[Tutor] Creating a single .exe file without py2exe and pyinstaller

Marc Tompkins marc.tompkins at gmail.com
Sun Oct 19 18:03:47 CEST 2008


On Sun, Oct 19, 2008 at 7:51 AM, Robert Berman <bermanrl at embarqmail.com>wrote:

>  If you want a real exe rewrite it in C or C++. Python is an interpretive
> language; my apologies to those who say it is 'semi-compilable'.
>

Let me re-word that a little bit.
When you write an application in Python, you are actually writing a "script"
that will be "interpreted" by Python at run-time (Python _must_ be installed
and running) - so Python is called a "scripting" or "interpreted" language.
This is different from writing it in a "compiled" language like C, C++, etc.
There are advantages and disadvantages to both approaches; Pythonistas tend
to find that the advantages of the Python way outweigh the disadvantages.

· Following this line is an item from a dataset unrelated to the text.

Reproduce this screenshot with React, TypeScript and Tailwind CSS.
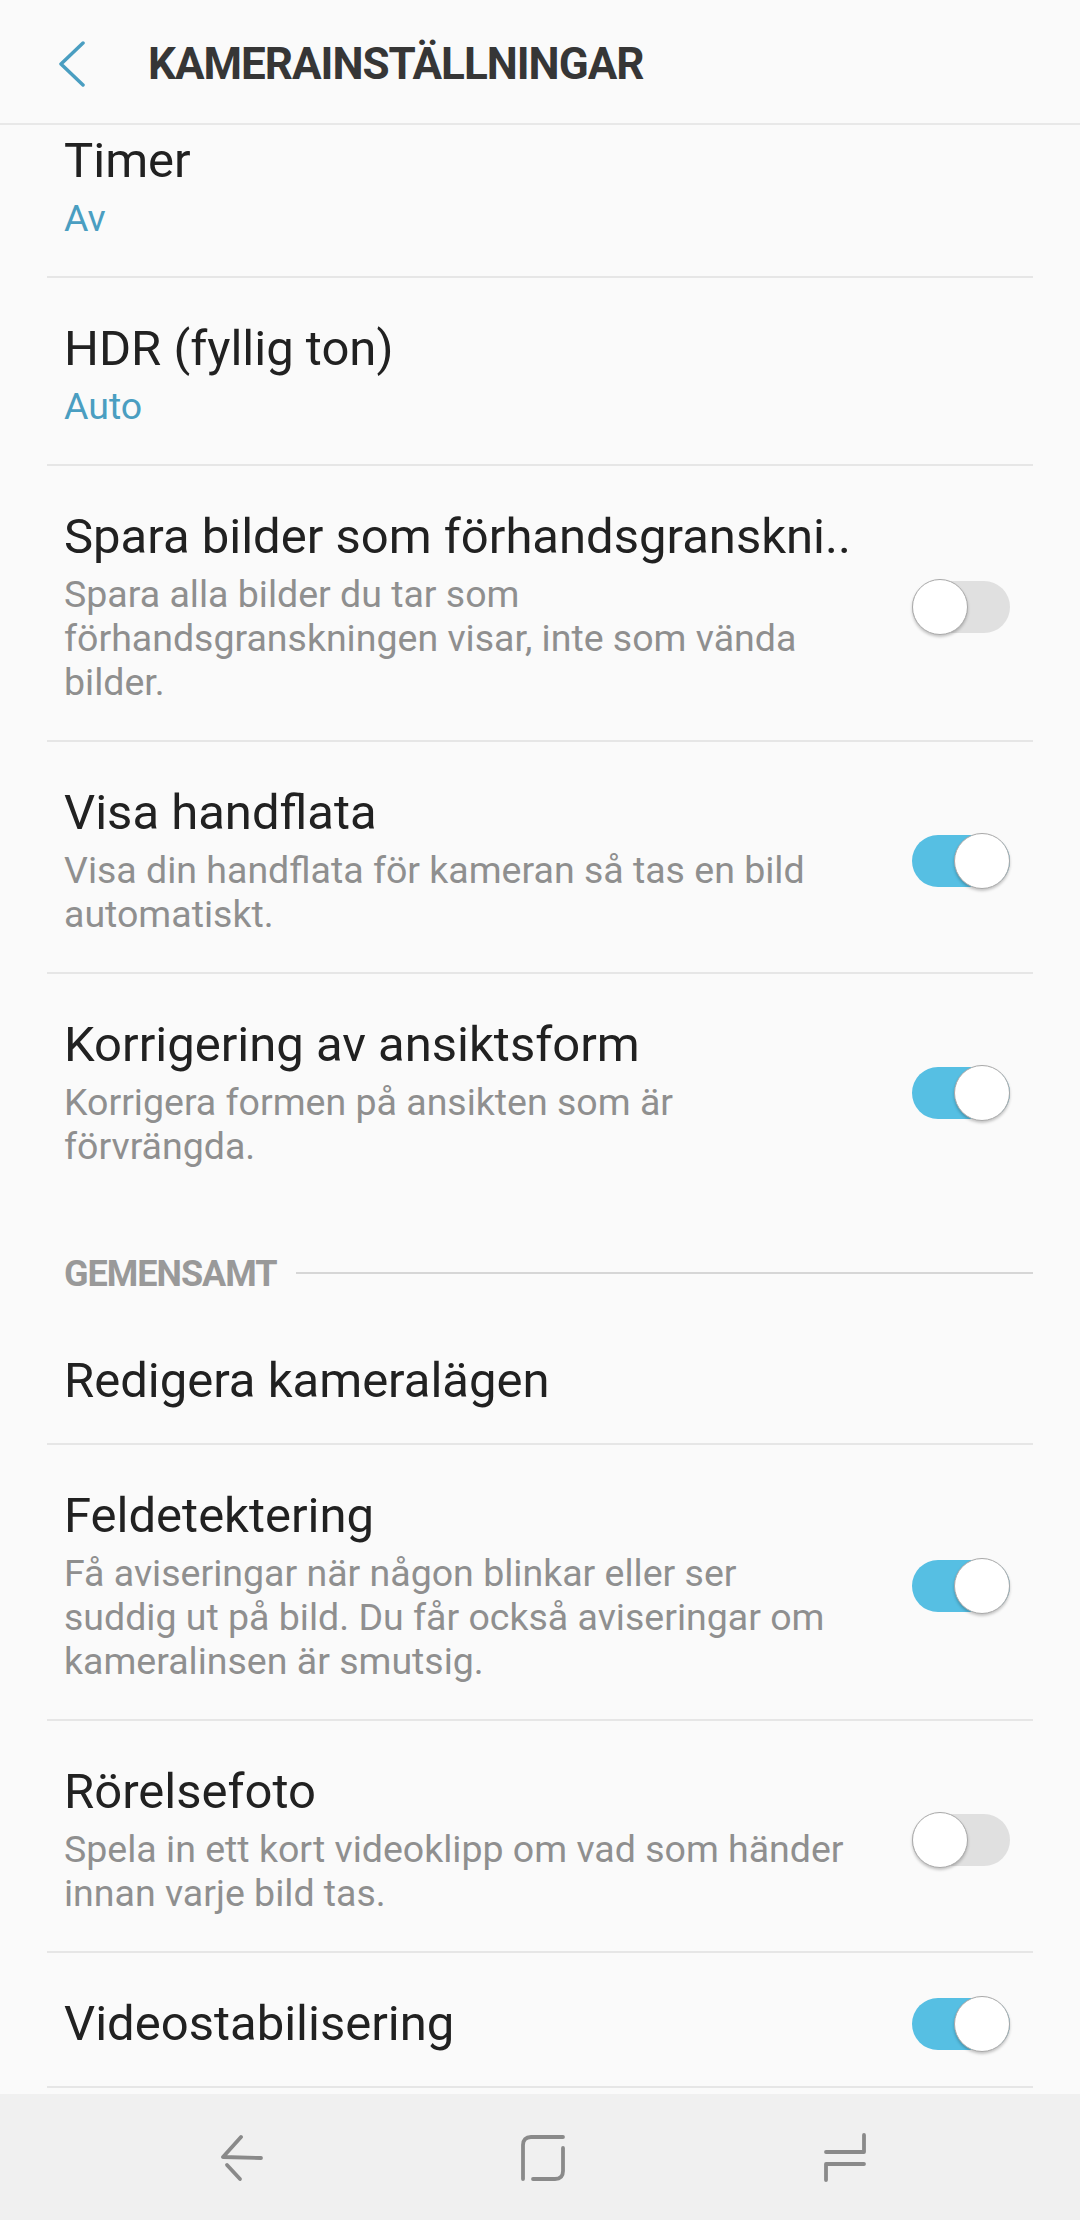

When you write a program in anything higher-level than machine code, you're
borrowing from millions and millions of man-hours of programming expertise.
I have no idea what your 40-45 line script does, but even in "Hello World"
there's a lot going on that you aren't aware of unless you're writing
machine code (even assembly language masks _some_ of the complexity):
-  Memory allocation
-  String manipulation
-  I/O
and a bunch of stuff I'm forgetting.  This stuff doesn't just happen -
computers don't automatically understand _anything_ - they have to be taught
very explicitly, and that requires a lot of code.  If you were writing in C
(for example), that code would be in the form of libraries which would
either be linked into your EXE (making it much bigger than you'd expect it
to be), or would have to be distributed alongside as DLLs.  In Python, it's
modules and the Python interpreter.  In either case, when you write even the
simplest program, it requires lots and lots of other people's code to run.

When you distribute your script to users, they can't run it unless they have
Python on their machines.  Pyinstaller gathers up your script and all of its
dependencies and makes an installable package out of them; Py2EXE bundles
that up with a minimal distribution of Python so your user only has to run
one installer.  That's what all of those "unnecessary files" are.